The issue was that there were indices with a size of a couple of mb, but there were a lot of files 3k+, created for those. There even was one index, which had 2300 documents, but 3700 files were created. After shrinking this index to just one shard reduced the number of files to less 200 files.
How is it possible that so many files were created for such a small index ?

Lucene needs some files to run. Also Lucene has this concept of segments which can be merged when needed or forcely merged if you call the force merge API.

Plus the transaction log...

All that can leads to many files.

One reason might’ve that you are creating a lot of small segments by frequently updating the same document or perhaps have scroll queries interfere with merging. How do you use that index?

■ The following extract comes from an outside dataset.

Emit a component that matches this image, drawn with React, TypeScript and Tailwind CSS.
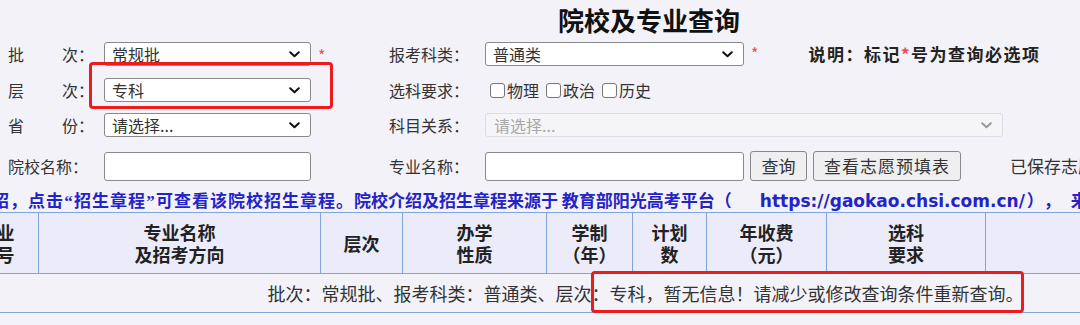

Those indices get updated only for 24 hours. Once an hour a series of queries is performed against a specific keys and a document (one document per key) of the index is updated with the retrieved aggregation. So in that specific example, we only had 2300 documents. Those documents were updated once an hour.

Hi David,
I think this is a very good idea to use the _forcemerge API for indices, which are not updated anymore. That could save a lot IO resources in the long run, meaning if there is a requirement to keep data for a very long time (365 d +) for historical reasons.